The history of this dates back to the beginning of aviation. E L Cord, the founder of American Airlines was first and foremost the owner of competing conglomerates.

Errett Lobban Cord - Wikipedia, the free encyclopedia

He, and other airline progenitors would commonly replace their pilots, getting rid of those who demanded more pay to compensate for greater risks, or experience (IE seniority). When pilots refused to fly in hazardous conditions and risk others' lives, those pilots would be fired and replaced with new, junior pilots.

Eventually the pilots followed the labor movement and unionized. In some cases they saw pay raises of 500% over time.

After deregulation there was a massive and permanent decline in revenues that airlines receive for their product. Today we are only beginning to see the stabilization of a decline which has been ongoing since 1978. Airlines have floundered in a vicious economic cycle (which appears to have always been the case to folks in our generation, but it wasn't). Pay was wildly out of step with revenues and concessionary contracts are always a hard sell.
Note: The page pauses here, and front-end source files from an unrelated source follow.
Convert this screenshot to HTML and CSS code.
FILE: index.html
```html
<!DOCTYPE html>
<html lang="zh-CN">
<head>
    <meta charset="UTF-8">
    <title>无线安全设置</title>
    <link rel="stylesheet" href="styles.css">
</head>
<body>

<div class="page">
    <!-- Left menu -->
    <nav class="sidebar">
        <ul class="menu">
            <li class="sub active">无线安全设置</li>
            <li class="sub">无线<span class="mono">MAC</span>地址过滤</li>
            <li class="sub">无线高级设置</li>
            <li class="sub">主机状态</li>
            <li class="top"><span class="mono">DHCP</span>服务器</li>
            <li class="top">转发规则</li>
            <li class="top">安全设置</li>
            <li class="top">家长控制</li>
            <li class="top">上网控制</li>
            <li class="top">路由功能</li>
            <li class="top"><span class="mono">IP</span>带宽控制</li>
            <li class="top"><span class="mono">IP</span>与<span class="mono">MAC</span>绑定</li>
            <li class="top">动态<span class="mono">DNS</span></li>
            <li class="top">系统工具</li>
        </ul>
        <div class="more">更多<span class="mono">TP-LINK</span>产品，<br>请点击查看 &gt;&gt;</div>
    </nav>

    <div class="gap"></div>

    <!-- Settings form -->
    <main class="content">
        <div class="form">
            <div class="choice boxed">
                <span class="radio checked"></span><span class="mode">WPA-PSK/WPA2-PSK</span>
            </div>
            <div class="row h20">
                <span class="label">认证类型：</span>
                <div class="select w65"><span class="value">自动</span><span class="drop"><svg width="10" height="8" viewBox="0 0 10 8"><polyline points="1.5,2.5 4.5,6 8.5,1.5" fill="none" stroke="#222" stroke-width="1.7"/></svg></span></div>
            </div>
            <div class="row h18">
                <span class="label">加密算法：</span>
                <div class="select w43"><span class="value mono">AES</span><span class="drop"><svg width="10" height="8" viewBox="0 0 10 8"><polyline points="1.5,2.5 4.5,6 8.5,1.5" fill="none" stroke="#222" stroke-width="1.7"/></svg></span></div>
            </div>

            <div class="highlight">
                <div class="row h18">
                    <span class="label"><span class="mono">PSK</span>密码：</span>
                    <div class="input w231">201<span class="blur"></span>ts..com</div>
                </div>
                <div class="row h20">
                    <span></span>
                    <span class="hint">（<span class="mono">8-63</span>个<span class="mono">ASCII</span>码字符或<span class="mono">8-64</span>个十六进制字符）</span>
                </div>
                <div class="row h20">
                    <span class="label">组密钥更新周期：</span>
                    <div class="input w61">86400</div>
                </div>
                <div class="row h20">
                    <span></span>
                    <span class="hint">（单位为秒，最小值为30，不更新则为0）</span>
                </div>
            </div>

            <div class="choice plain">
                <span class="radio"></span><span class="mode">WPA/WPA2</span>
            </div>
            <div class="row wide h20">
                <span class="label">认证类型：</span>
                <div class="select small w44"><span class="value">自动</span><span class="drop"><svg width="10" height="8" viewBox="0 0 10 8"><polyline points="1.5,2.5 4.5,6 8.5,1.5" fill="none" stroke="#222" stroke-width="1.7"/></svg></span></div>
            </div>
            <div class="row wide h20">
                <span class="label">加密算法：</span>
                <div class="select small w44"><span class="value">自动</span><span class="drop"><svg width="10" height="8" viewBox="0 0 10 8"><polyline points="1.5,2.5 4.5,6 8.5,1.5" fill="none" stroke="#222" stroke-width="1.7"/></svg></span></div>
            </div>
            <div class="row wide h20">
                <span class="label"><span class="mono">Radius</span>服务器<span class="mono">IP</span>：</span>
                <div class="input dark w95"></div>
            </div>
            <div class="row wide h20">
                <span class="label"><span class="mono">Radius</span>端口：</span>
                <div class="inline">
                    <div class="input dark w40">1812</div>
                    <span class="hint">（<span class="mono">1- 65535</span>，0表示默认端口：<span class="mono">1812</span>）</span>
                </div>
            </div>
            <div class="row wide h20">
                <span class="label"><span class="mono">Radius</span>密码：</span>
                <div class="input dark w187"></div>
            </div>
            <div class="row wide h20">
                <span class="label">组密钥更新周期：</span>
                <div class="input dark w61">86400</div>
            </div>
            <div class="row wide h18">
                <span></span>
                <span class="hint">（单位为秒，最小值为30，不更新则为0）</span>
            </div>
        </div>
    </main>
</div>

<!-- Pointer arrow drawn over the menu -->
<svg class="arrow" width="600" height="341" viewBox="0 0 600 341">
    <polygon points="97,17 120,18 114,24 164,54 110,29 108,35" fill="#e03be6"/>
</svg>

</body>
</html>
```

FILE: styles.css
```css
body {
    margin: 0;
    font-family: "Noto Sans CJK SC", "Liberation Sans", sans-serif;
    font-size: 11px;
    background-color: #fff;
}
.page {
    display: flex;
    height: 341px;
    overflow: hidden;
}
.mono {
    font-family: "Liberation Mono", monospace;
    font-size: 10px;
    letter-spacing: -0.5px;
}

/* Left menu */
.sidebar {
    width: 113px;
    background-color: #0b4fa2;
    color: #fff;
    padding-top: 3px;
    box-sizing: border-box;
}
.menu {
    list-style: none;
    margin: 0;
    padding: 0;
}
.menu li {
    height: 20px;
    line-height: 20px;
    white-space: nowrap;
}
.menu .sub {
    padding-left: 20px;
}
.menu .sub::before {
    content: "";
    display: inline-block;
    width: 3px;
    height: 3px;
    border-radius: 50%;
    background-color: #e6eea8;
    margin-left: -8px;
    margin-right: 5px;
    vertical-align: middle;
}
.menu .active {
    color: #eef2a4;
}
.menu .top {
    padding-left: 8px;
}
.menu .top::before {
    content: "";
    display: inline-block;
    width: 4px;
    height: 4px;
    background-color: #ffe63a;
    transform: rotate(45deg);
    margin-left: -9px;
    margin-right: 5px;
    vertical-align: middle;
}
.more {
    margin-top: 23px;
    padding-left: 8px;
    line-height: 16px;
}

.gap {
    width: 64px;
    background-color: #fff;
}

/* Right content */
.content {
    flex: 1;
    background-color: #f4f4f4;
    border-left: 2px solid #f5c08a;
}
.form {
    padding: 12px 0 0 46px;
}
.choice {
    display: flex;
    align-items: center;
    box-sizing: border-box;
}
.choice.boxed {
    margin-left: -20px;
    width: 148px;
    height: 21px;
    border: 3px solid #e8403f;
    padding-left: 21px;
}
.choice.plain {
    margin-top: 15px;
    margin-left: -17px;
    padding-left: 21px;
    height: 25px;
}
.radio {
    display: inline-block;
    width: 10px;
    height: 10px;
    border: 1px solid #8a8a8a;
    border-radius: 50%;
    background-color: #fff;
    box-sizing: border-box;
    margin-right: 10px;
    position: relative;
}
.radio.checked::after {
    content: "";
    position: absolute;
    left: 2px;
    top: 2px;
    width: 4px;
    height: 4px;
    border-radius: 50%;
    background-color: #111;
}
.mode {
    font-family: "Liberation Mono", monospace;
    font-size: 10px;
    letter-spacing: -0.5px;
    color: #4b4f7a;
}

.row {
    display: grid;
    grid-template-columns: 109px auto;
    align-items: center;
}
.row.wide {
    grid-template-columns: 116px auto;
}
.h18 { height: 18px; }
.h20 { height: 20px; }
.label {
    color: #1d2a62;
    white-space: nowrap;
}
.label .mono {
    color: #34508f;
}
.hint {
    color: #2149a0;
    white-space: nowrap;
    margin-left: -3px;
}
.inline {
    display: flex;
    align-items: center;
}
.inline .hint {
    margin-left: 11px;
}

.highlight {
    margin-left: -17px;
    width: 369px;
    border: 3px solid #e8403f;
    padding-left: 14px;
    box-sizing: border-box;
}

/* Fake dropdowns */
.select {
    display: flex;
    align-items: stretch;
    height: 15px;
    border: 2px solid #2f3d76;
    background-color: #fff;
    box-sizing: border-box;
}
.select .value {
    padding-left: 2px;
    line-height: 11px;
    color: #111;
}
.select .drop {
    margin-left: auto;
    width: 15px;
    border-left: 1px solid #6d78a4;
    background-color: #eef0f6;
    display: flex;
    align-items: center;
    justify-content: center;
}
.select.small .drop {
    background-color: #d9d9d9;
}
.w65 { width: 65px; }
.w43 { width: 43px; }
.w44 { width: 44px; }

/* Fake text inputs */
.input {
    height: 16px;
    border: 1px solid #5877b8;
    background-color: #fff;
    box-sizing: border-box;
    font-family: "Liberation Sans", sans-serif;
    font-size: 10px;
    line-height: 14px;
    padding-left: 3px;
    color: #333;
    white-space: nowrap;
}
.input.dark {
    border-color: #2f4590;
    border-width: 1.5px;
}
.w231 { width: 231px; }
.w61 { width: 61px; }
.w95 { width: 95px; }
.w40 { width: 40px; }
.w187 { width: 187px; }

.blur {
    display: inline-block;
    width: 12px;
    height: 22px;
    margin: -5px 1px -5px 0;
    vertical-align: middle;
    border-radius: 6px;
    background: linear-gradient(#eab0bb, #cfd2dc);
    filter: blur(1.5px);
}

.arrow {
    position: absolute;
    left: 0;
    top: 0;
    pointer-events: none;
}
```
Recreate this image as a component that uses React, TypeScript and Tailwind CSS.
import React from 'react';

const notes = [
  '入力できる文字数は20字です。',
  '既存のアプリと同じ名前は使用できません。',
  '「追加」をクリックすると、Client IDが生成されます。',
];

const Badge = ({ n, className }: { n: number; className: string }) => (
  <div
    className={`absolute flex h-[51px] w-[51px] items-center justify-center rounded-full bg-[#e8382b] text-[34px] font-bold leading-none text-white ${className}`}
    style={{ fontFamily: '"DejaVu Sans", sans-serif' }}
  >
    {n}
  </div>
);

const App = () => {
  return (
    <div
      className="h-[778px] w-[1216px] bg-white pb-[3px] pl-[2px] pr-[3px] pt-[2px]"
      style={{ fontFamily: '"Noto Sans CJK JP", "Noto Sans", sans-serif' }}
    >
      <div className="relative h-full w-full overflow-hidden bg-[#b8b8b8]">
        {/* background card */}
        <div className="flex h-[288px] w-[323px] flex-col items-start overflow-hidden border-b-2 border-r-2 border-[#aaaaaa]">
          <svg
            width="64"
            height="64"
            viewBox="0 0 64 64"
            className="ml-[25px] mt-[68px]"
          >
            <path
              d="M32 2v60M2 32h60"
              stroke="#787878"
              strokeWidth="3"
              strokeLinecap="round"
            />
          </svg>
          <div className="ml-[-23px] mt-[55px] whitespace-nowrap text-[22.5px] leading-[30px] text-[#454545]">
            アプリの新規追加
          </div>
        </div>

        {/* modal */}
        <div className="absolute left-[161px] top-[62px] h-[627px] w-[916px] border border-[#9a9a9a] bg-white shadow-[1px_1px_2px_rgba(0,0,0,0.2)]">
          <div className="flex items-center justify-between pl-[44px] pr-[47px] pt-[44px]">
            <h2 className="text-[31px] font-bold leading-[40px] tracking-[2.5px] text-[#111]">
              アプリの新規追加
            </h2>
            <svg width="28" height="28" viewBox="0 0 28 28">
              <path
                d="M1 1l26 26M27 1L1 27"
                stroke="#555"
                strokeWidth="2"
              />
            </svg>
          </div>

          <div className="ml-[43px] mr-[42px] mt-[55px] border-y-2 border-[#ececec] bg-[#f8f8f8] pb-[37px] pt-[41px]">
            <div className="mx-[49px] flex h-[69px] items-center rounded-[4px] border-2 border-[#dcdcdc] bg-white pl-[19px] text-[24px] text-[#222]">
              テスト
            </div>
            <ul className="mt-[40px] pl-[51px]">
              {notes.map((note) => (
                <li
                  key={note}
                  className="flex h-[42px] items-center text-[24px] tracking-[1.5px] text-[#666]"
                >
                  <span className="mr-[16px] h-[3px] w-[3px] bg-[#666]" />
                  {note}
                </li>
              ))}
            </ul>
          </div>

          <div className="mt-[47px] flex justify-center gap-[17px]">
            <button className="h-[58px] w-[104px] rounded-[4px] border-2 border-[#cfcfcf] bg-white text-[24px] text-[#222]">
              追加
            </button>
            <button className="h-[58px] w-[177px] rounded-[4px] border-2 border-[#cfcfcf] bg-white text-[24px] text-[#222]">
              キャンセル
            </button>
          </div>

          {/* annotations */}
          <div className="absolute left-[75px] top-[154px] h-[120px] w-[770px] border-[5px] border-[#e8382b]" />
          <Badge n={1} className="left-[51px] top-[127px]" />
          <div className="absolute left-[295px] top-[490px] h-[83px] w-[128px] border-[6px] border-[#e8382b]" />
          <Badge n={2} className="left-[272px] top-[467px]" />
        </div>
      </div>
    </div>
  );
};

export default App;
The easy solution was a "B scale." Most everyone knows what that is, but for the uninitiated, "B Scale" was much lower pay for new hires who performed the same work, on the same airplanes. It was unfair, since those hired earlier got paid much more.

As more and more pilots who had experienced "B Scale" rose in the ranks of the airlines, they gained political power within ALPA and demanded that the unfair "B Scale" be ended. Our current generation of ALPA leadership well remembers "B Scale" and how it negatively effected their careers.

I think the first move to outsource B Scale flying was at Eastern Airlines under Babbit (but I'm not sure). Babbit is about the only former ALPA leader who has talked openly about what he considers to have been a mistake to move B Scale (small aircraft) flying off the seniority list.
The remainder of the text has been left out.